Trick or Treat at Creepy Pete's
A puppeteer's Katonah Halloween extravaganza
There are people living on the residential streets in Katonah who claim they haven’t seen a trick-or-treater in years. But Peter Linz gets thousands. “The first year we were living in the house, we had about 150,” Linz says. “But now it’s close to three thousand.” What’s the draw? The front yard of the Linz home, a village Victorian, has for 13 years been the stage set for Linz’s Creepy Pete’s Haunted Graveyard. Linz, a professional puppeteer who appeared in the original Broadway company of Avenue Q, and who is known and beloved for characters he plays on Sesame Street (most recently he was Walter, in the hit film The Muppets) says of his haunted house, “It started out just as a fun little thing for me and the neighborhood kids. It’s completely out of control now.”
Creating Creepy’s Pete’s doesn’t exactly happen overnight. “I start collecting branches about a month out,” Linz explains. “The real push happens the week before Halloween, where I spend every spare minute running wires and dragging props out of the attic and the garage.” To create the outdoor set, he uses two dozen extension cords, three fog machines, 100 votive candles, three long-handled lighters, pounds of two-inch Styrofoam insulation (gravestones), and, “a couple gallons of fog juice.” He also installs 200-watt halogen bulbs to shine against the house.
The original design for the graveyard was borrowed from a Martha Stewart holiday decorating issue. Linz quipped, “It’s how I learned to make gravestones.” Every year Creepy Pete’s has a frightening new element. “A couple of years ago we added zombie pumpkins coming up out of the ground,” Linz says.
Running Creepy Pete’s Halloween night is more than a family affair. The Linz twins, Aria and Mica, enjoy dressing up, and their youngest, Jonah, helps his dad construct the cemetery. Linz’s wife, Marlene, makes a pot of her signature Halloween Horror Chili to serve their city friends who come to help distribute candy. “I like to wander around and enjoy the show,” she says. “Creepy Pete is a grave digger with a pitchfork and a tall hat. One of my friends from the city has been a part of it for years. He turns himself into LaTrina, Creepy Pete’s sister who wears a Scarlett O’Hara curtain as a dress, but with the curtain rod still attached.” Marlene disguises herself as something different every year. “She’s been a ghost, she’s been a bad ass punk rocker. She was so awesome that year I didn’t even recognize her,” her husband says.
Creepy Pete’s Haunted House is on display Halloween night and that night only. “We pack it all away in five hours,” Linz says. “It starts before dark but we don’t let anyone come to the steps until six. We’re always setting up right up until the last minute.”

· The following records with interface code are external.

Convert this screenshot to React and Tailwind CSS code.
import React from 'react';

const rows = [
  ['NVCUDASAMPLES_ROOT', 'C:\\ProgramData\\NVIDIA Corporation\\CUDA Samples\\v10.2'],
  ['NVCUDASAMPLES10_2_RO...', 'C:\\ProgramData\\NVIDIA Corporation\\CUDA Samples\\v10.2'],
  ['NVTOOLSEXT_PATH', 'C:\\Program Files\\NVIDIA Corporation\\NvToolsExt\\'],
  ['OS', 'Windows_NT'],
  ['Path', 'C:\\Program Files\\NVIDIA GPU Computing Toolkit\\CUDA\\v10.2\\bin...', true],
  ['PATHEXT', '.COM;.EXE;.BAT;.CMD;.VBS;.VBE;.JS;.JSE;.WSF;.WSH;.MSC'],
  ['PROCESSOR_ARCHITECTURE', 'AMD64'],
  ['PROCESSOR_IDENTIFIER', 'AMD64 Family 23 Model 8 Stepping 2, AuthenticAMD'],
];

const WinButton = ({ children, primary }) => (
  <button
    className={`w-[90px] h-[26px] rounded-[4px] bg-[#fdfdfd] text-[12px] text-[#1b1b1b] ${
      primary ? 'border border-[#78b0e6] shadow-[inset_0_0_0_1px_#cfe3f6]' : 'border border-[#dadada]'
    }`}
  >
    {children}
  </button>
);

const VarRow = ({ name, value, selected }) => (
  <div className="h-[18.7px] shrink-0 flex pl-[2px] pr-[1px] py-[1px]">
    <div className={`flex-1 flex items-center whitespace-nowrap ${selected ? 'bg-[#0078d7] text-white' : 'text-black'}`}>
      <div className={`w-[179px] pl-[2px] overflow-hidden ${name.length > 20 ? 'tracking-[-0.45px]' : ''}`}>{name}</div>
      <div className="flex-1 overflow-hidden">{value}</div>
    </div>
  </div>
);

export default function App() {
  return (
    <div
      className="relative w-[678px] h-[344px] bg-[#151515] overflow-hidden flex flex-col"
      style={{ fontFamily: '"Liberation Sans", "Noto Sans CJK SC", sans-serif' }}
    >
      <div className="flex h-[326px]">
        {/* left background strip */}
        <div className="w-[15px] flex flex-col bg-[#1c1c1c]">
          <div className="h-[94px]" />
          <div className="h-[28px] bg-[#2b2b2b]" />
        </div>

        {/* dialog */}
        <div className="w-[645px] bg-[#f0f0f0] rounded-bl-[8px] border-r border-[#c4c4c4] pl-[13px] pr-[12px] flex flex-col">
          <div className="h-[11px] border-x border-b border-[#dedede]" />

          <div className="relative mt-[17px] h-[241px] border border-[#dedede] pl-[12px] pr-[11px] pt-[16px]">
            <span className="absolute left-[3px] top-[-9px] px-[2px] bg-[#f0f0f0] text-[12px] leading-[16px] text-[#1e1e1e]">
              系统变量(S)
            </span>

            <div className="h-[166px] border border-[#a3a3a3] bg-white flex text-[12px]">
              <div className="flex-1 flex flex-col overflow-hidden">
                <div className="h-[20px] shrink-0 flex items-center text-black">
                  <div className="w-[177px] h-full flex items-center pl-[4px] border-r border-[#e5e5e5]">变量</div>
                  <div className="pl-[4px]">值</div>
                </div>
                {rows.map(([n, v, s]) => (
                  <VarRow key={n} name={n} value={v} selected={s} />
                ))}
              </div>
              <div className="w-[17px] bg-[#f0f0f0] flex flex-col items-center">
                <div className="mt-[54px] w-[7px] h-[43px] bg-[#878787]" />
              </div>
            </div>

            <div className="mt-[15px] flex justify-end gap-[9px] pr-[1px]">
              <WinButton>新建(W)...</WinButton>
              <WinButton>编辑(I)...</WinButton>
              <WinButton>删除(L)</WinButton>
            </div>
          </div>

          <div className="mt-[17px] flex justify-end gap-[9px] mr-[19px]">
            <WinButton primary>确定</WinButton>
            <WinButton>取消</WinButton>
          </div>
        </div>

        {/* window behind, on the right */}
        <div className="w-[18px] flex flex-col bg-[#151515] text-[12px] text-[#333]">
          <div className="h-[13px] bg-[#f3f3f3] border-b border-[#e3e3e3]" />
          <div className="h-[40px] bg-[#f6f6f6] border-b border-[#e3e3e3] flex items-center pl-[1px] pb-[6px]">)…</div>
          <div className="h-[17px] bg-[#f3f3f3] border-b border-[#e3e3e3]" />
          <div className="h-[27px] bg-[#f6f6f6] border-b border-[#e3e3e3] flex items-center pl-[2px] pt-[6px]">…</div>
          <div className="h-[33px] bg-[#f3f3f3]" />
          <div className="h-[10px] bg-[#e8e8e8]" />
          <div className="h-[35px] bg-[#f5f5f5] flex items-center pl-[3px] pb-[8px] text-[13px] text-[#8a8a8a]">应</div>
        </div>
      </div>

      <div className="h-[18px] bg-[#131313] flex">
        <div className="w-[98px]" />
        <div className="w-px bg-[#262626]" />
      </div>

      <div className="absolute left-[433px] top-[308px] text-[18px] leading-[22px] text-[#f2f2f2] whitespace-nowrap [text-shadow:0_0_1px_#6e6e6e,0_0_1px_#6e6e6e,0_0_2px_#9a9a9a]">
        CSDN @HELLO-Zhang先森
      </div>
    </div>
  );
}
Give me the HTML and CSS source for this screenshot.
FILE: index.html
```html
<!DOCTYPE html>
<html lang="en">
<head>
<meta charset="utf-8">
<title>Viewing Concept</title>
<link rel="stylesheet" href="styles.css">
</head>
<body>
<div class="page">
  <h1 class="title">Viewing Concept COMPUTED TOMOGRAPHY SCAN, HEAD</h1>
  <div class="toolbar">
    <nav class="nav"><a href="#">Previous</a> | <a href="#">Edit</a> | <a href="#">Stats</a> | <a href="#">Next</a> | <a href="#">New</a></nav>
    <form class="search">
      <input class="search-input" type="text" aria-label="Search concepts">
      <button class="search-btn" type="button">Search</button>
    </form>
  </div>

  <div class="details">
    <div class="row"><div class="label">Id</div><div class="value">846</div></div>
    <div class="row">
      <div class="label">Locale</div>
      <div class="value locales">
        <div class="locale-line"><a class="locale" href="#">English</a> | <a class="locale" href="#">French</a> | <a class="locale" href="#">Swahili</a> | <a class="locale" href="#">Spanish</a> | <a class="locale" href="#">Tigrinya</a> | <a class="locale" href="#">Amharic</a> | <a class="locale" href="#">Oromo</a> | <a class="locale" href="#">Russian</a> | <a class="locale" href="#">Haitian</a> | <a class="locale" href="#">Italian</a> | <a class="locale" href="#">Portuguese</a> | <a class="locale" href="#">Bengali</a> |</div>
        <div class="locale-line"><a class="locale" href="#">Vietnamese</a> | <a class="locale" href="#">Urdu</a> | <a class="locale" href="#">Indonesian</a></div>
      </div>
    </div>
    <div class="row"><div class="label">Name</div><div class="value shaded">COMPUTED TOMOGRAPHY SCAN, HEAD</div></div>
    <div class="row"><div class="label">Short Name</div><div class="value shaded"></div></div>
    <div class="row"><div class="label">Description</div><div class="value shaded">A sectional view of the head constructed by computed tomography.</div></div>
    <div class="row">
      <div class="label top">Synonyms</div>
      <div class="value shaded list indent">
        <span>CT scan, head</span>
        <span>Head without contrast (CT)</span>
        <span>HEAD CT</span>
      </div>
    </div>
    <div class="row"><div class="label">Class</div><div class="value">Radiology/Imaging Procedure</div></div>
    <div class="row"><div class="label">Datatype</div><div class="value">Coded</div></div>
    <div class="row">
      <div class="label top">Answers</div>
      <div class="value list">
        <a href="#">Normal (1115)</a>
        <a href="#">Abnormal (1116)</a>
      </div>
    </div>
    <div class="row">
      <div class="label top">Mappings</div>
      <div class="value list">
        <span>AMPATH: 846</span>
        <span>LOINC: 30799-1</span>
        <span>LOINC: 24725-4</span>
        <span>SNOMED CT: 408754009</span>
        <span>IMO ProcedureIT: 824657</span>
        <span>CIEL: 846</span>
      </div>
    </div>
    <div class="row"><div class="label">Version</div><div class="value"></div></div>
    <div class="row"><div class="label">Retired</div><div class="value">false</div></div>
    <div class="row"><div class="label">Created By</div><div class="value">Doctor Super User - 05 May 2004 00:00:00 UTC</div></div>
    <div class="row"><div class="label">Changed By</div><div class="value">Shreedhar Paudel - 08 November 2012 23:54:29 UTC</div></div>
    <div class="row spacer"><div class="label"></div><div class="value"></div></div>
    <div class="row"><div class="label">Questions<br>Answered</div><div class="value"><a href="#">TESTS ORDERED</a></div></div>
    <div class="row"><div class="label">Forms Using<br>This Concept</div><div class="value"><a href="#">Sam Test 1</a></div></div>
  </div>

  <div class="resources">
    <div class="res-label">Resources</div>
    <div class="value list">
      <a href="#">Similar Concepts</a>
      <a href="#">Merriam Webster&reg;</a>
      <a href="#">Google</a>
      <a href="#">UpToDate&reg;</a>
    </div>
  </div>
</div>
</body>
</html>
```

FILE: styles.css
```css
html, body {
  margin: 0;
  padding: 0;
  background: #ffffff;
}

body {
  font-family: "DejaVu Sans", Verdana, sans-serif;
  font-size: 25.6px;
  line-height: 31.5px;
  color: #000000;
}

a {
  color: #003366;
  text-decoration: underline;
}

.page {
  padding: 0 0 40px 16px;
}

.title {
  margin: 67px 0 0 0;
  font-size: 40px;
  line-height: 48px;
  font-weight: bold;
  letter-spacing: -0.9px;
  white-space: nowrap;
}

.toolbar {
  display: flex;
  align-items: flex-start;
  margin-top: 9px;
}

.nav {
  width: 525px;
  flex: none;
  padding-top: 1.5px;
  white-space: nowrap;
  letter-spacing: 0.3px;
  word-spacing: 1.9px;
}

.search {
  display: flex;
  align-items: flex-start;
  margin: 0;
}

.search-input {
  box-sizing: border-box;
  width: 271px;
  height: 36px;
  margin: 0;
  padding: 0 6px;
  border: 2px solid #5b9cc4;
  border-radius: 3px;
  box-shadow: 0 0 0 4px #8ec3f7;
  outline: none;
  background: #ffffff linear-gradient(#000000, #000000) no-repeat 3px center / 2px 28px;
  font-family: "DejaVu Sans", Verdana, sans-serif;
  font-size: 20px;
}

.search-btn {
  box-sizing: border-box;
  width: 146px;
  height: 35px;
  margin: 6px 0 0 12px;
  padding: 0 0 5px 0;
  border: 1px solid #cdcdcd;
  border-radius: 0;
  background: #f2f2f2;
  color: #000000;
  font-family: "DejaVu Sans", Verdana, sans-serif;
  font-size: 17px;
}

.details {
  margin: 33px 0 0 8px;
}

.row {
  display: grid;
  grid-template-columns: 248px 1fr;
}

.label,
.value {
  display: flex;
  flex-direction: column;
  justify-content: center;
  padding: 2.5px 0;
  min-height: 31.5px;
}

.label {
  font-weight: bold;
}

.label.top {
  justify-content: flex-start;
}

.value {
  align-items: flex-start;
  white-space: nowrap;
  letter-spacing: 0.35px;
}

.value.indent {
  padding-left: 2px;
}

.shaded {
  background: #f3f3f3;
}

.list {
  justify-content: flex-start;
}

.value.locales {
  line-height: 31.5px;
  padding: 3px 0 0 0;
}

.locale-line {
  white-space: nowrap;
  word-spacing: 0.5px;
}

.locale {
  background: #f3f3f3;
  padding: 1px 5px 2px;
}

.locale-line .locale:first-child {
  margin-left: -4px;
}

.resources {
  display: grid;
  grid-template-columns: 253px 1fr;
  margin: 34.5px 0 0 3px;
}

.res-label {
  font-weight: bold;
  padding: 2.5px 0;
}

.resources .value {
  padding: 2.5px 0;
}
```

With so many visitors, the Linz’s are handing out a lot of candy. “We buy about 1,500 pieces,” Linz says. “Plus another 1,000 pieces are donated by neighbors and friends.”
Come Halloween night, Creepy Pete’s generates a party atmosphere. “It’s a little sad that it’s so crowded now we don’t really have time to talk to people anymore,” Linz laments. He still enjoys the costumed youngsters who dare to enter Creepy Pete’s premises. “We’ve never had anyone dressed as a puppet,” he says. “Although we’ve had Electric Mayhem and an Elmo and definitely a Kermit or two. I wonder if I’ll get any Walters this year.” He mentioned having just come off a TV tour on “Entertainment Weekly,” TVGuide.com, and “Good Morning America” to herald the start of the Sesame Street’s 43rd season.
“I love Halloween in Katonah,” Linz says. “You look out from our front lawn and it’s a sea of humanity. Standing on the porch, you can see dozens and dozens of strange creatures approaching on our little dirt road. It’s pretty magical. But please don’t tell anyone else about it. We don’t need more people coming.”